中国超限戦の尖兵 左翼知識人
書評: 高田 純 著『脱原発は中共の罠』
杉山 大志
キヤノングローバル戦略研究所 研究主幹
(電気新聞からの転載:2021年10月29日付)
1960年、日本の6人の作家・評論家が、国交のない中国を訪問した。その中に後年ノーベル文学賞を受けた大江健三郎氏がいた。彼らは主に日本国内の日米安全保障条約反対闘争を詳しく伝えるために時間を費やした。帰国後彼らは熱心な親中派になった。
その後大江氏は、2011年に「さようなら原発1000万人アクション」の呼びかけ人の一人となり「安倍新政権の原発増設・再稼働させようとする行為は許せない」と会見で述べた。だがその大江氏は、1964年に始まった中共の核実験・核武装に対しては、「核実験成功のキノコ雲を見守る中国の若い研究者や労働者の喜びの表情が、いかにも美しく感動的だった」と67年に書いている。
他方でフランスが核実験を始めると、彼は猛烈にフランス批判を始めた。フランスワインを飲まないというパフォーマンスまでやってのけた。一方で、中国の核実験に対しては完全に沈黙を続けた。
中国は64年以来、侵略したウイグル人の土地である楼蘭遺跡周辺のタクラマカン砂漠でメガトン級の大型核実験を繰り返した。総回数は46回、22メガトンに及ぶ。これは広島の原爆の1375倍にも及ぶ。特に楼蘭遺跡の近くで行われた3発の核実験では急性死亡は19万人、と高田氏は推計した。

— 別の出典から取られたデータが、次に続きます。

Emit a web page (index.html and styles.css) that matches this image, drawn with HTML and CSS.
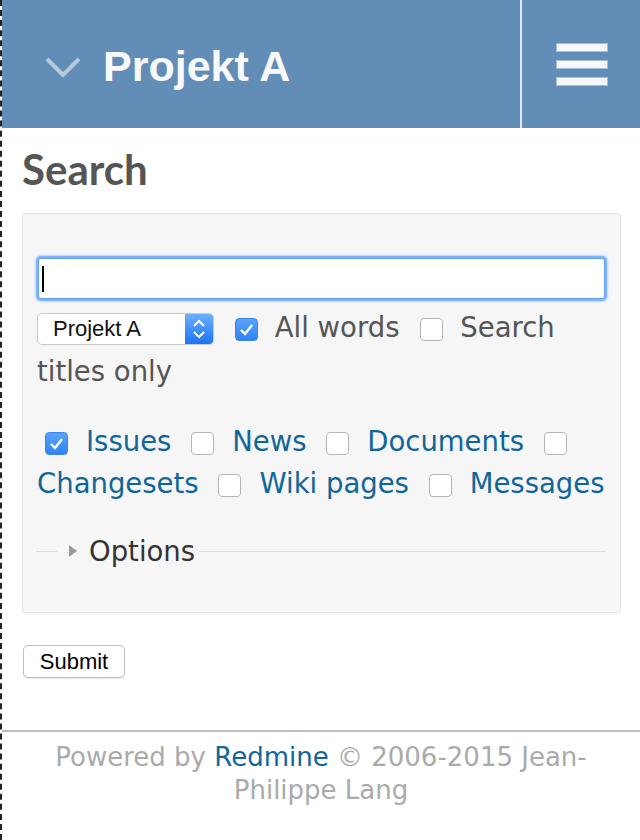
FILE: index.html
```html
<!DOCTYPE html>
<html lang="de">
<head>
<meta charset="utf-8">
<title>Search - Projekt A</title>
<link rel="stylesheet" href="styles.css">
</head>
<body>
<div class="page">
  <header class="topbar">
    <div class="project">
      <svg class="chevron" width="36" height="22" viewBox="0 0 36 22" aria-hidden="true">
        <polyline points="2,3 18,19 34,3" fill="none" stroke="#b7c9dc" stroke-width="4"/>
      </svg>
      <span class="project-name">Projekt A</span>
    </div>
    <div class="menu-toggle">
      <span class="bar"></span>
      <span class="bar"></span>
      <span class="bar"></span>
    </div>
  </header>

  <main class="content">
    <h2 class="title">Search</h2>
    <form class="search-box">
      <div class="query"><span class="caret"></span></div>
      <p class="scope"><span class="select"><span class="select-text">Projekt A</span><span class="select-arrows"><svg width="14" height="22" viewBox="0 0 14 22" aria-hidden="true"><polyline points="2,8 7,3 12,8" fill="none" stroke="#fff" stroke-width="2"/><polyline points="2,14 7,19 12,14" fill="none" stroke="#fff" stroke-width="2"/></svg></span></span> <span class="cb checked first"><svg width="15" height="13" viewBox="0 0 15 13" aria-hidden="true"><polyline points="2,7 6,11 13,2" fill="none" stroke="#fff" stroke-width="2.4"/></svg></span>All words <span class="cb"></span>Search titles only</p>
      <p class="types"><span class="cb checked first"><svg width="15" height="13" viewBox="0 0 15 13" aria-hidden="true"><polyline points="2,7 6,11 13,2" fill="none" stroke="#fff" stroke-width="2.4"/></svg></span><a class="type-link">Issues</a> <span class="cb"></span><a class="type-link">News</a> <span class="cb"></span><a class="type-link">Documents</a> <span class="cb"></span><a class="type-link">Changesets</a> <span class="cb"></span><a class="type-link">Wiki pages</a> <span class="cb"></span><a class="type-link">Messages</a></p>
      <div class="options">
        <span class="rule-start"></span>
        <span class="legend"><span class="triangle"></span>Options</span>
        <span class="rule-end"></span>
      </div>
    </form>
    <button class="submit" type="button">Submit</button>
  </main>

  <footer class="footer">
    <p class="footer-text">Powered by <a class="footer-link">Redmine</a> © 2006-2015 Jean-Philippe Lang</p>
  </footer>
</div>
</body>
</html>
```

FILE: styles.css
```css
html, body {
  margin: 0;
  padding: 0;
  background: #fff;
}

.page {
  min-height: 840px;
  border-left: 2px dashed #222;
  box-sizing: border-box;
  font-family: "DejaVu Sans", Verdana, sans-serif;
}

/* Header */
.topbar {
  display: flex;
  height: 128px;
  background: #628db6;
}

.project {
  flex: 1;
  display: flex;
  align-items: center;
  padding-left: 43px;
  border-right: 2px solid #dde6ef;
}

.chevron {
  display: block;
  margin-top: 5px;
}

.project-name {
  margin-left: 22px;
  margin-top: 5px;
  font-family: "Liberation Sans", Arial, sans-serif;
  font-weight: bold;
  font-size: 43px;
  color: #f8f9fb;
}

.menu-toggle {
  width: 116px;
  display: flex;
  flex-direction: column;
  align-items: center;
  justify-content: center;
  gap: 10px;
  padding-left: 2px;
}

.bar {
  display: block;
  width: 50px;
  height: 7px;
  background: #f7f8fa;
  box-shadow: 0 0 0 1px rgba(210, 222, 236, 0.6);
}

/* Content */
.content {
  padding: 0 19px 0 20px;
}

.title {
  margin: 0;
  padding-top: 21px;
  height: 85px;
  box-sizing: border-box;
  font-family: "Lato", "Open Sans", sans-serif;
  font-weight: bold;
  font-size: 42px;
  line-height: 40px;
  color: #555;
}

.search-box {
  margin: 0;
  background: #f6f6f6;
  border: 1px solid #e2e2e2;
  border-radius: 3px;
  padding: 44px 14px 46px 14px;
  font-size: 27.5px;
  color: #555;
}

.query {
  height: 41px;
  margin: 0 1px;
  box-sizing: border-box;
  background: #fff;
  border: 1px solid #5ea1f2;
  border-radius: 3px;
  box-shadow: 0 0 0 2px #80b4f5, 0 0 2px 3px rgba(150, 192, 246, 0.6);
  display: flex;
  align-items: center;
  padding-left: 3px;
}

.caret {
  display: block;
  width: 2px;
  height: 26px;
  background: #000;
}

.scope {
  margin: 6px 0 0 0;
  line-height: 44px;
}

.select {
  display: inline-flex;
  vertical-align: middle;
  width: 177px;
  height: 32px;
  box-sizing: border-box;
  border: 1px solid #c9c9c9;
  border-radius: 5px;
  background: #fff;
  overflow: hidden;
  font-family: "Liberation Sans", Arial, sans-serif;
  font-size: 22px;
  color: #111;
  line-height: 30px;
}

.select-text {
  flex: 1;
  padding-left: 15px;
}

.select-arrows {
  width: 28px;
  display: flex;
  align-items: center;
  justify-content: center;
  background: linear-gradient(#6db0fb, #1d73f6);
}

.cb {
  display: inline-block;
  width: 23px;
  height: 23px;
  box-sizing: border-box;
  margin: 0 18px 0 11px;
  vertical-align: -4px;
  border: 1px solid #b5b5b5;
  border-radius: 4px;
  background: #fff;
}

.cb svg {
  display: block;
  margin: 4px auto 0 auto;
}

.scope .cb {
  margin: 0 17px 0 12px;
}

.scope .cb.first {
  margin-left: 12px;
}

.cb.checked {
  border: 1px solid #3a88ef;
  background: linear-gradient(#5aa3f8, #2f84f4);
}

.types {
  margin: 27px 0 0 0;
  line-height: 42px;
}

.types .cb.first {
  margin-left: 8px;
}

.type-link {
  color: #169;
  text-decoration: none;
}

.options {
  display: flex;
  align-items: center;
  height: 30px;
  margin-top: 32px;
}

.rule-start {
  width: 21px;
  margin-left: -1px;
  border-top: 1px solid #dcdcdc;
}

.rule-end {
  flex: 1;
  border-top: 1px solid #dcdcdc;
  margin-left: 4px;
}

.legend {
  display: flex;
  align-items: center;
  padding-left: 12px;
  color: #333;
  line-height: 30px;
}

.triangle {
  width: 0;
  height: 0;
  border-top: 6px solid transparent;
  border-bottom: 6px solid transparent;
  border-left: 8px solid #9a9a9a;
  margin-right: 12px;
}

.submit {
  display: block;
  margin: 32px 0 0 1px;
  width: 102px;
  height: 33px;
  padding: 0;
  background: #fff;
  border: 1px solid #bdbdbd;
  border-radius: 5px;
  box-shadow: 0 1px 1px rgba(0, 0, 0, 0.08);
  font-family: "Liberation Sans", Arial, sans-serif;
  font-size: 22px;
  color: #000;
}

/* Footer */
.footer {
  margin-top: 52px;
  border-top: 2px solid #bdbdbd;
  padding: 9px 10px 0 10px;
}

.footer-text {
  margin: 0;
  text-align: center;
  font-size: 26px;
  line-height: 33px;
  color: #aaa;
}

.footer-link {
  color: #169;
  text-decoration: none;
}
```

ロプノール湖付近で核実験が繰り返されていたことを知りながら、中国政府の隠蔽に協力しシルクロードの歴史番組を繰り返し放送してきたNHKの責任は重い。
さて中国の政治・行政・メディア・教育界などへの工作は有名になった。世界各国での工作はクライブ・ハミルトンらが「見えない手」に書いた。日本への工作はCSISの報告書「中国の日本への影響」がまとめた。あからさまな工作をするまでもなく、日本の左翼知識人たちは元から反米、反核、反原子力で、共産主義が好きだ。だから、中国へ招待して接待する程度のことで、お手軽に活発な運動家に仕上がった。
脱原発は中国が仕掛けたわけではない。だが左翼知識人が日本で脱原発運動に精を出し、その一方で中国の原発は不問にすることで、中国にとって願ってもない友軍になっている。脱原発運動で日本は経済が衰退、原子力技術も失いつつある。中国は存分に原発を建設し、技術力を伸ばしている。
中国は世界を恒常的な戦争状態「超限戦」とみなす。使える手段はなんでも使う。日本の反原発運動は重要なコマだ。